Pas de solution miracle

La présente analyse n’indique pas que le Canada devrait ignorer le potentiel de réduction des émissions mondiales de ses exportations sobres en carbone. En fait, il est essentiel que le Canada voie plus loin que son inventaire de GES. Les émissions mondiales comptent aussi; nous devrions donc chercher à accroître les exportations sobres en carbone, tant pour les retombées économiques que pour les réductions des GES à l’échelle mondiale.

Mais essayer d’atteindre les cibles climatiques en déclarant des crédits pour les exportations sobres en carbone? C’est une autre histoire. C’est tout simplement impensable dans le système actuel, même avec les RATI. Et les autres systèmes sont irréalistes.
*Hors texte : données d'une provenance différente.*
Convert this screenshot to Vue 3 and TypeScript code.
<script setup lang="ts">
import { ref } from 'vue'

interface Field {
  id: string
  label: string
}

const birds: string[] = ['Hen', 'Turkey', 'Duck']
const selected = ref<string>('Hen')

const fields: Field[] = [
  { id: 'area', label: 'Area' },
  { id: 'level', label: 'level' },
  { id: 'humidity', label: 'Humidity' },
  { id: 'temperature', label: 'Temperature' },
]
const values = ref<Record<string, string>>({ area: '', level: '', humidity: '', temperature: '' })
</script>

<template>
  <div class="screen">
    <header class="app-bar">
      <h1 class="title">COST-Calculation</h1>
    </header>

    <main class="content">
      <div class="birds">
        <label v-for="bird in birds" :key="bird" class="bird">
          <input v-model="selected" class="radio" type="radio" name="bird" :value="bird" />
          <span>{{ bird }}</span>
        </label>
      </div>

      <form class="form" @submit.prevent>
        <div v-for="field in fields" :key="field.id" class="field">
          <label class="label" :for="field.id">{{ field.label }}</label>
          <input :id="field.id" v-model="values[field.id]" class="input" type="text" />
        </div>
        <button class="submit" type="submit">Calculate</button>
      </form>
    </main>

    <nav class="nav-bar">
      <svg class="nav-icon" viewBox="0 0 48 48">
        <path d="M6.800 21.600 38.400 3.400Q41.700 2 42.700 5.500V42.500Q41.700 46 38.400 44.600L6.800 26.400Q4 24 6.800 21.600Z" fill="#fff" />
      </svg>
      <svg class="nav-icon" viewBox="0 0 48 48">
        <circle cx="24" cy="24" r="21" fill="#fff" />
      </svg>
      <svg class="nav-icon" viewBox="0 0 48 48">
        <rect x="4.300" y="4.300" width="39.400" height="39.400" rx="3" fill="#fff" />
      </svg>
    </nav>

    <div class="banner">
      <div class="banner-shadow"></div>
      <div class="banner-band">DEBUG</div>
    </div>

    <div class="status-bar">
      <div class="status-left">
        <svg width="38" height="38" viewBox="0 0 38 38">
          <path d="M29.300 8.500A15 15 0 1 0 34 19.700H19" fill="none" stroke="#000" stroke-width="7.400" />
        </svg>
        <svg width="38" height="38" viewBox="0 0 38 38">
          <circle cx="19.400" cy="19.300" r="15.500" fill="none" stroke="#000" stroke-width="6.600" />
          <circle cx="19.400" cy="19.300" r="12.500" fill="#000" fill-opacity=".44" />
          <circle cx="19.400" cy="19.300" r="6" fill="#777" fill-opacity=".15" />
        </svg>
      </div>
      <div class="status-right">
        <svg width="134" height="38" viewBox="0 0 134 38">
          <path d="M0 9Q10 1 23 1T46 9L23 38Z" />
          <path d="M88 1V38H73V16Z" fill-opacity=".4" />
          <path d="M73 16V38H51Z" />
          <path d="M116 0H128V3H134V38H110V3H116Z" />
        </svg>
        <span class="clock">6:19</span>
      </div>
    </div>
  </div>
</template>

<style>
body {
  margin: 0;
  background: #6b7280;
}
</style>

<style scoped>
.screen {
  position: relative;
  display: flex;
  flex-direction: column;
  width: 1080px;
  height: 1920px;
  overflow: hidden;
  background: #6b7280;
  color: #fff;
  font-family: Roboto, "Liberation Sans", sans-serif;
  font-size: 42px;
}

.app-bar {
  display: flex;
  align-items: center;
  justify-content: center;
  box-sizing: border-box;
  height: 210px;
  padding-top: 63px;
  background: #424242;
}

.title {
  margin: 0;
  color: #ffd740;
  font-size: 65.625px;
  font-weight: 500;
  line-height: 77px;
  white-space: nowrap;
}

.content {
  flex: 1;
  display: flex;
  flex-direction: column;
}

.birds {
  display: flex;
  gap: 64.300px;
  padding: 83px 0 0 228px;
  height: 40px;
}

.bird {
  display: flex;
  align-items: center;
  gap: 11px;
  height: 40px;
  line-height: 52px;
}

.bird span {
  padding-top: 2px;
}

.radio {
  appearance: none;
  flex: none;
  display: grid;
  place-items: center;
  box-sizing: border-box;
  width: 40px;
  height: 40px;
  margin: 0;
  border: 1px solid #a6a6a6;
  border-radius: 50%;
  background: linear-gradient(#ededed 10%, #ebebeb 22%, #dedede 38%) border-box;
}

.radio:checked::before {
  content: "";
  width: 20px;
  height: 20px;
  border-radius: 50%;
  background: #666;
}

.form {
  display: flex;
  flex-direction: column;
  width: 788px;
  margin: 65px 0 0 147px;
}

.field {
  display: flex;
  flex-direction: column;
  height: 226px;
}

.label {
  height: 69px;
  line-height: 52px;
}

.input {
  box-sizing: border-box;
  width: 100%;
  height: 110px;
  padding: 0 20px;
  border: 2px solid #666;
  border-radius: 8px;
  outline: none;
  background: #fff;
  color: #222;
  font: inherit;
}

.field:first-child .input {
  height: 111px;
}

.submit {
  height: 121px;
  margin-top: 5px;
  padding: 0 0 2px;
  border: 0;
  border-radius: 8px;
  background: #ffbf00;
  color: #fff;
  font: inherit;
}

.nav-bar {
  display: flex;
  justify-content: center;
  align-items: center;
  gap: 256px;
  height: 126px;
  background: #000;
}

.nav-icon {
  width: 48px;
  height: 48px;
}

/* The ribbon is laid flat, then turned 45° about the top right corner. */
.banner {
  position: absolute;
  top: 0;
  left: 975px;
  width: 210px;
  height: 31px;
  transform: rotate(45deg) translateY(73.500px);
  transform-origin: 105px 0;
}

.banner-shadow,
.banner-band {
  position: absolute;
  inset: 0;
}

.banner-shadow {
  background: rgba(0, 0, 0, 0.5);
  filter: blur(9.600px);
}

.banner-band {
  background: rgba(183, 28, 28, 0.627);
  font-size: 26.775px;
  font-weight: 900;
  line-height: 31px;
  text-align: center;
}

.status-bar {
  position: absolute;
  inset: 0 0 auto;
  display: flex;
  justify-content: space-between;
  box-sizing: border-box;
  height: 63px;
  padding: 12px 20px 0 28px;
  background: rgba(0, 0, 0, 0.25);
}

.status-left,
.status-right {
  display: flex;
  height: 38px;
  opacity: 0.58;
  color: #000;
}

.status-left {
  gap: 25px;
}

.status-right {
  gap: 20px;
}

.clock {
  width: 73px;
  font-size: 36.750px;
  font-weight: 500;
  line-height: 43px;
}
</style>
Cependant, il y a un élément encore plus important à retenir. Même si les RATI et les exportations sobres en carbone peuvent contribuer à réduire les émissions mondiales, ce n’est pas une excuse pour ne pas se doter de politiques climatiques plus solides. En fait, l’article 6 stipule clairement que les RATI devraient servir à placer la barre plus haut – à favoriser de plus grands efforts de réduction des émissions. Pour contribuer de manière substantielle à l’atténuation des GES mondiaux, le Canada doit non seulement se tourner vers les autres, mais aussi se pencher sur ses propres émissions.

Les exportations sobres en carbone du Canada ont un rôle à jouer. Mais elles ne sont pas un échappatoire.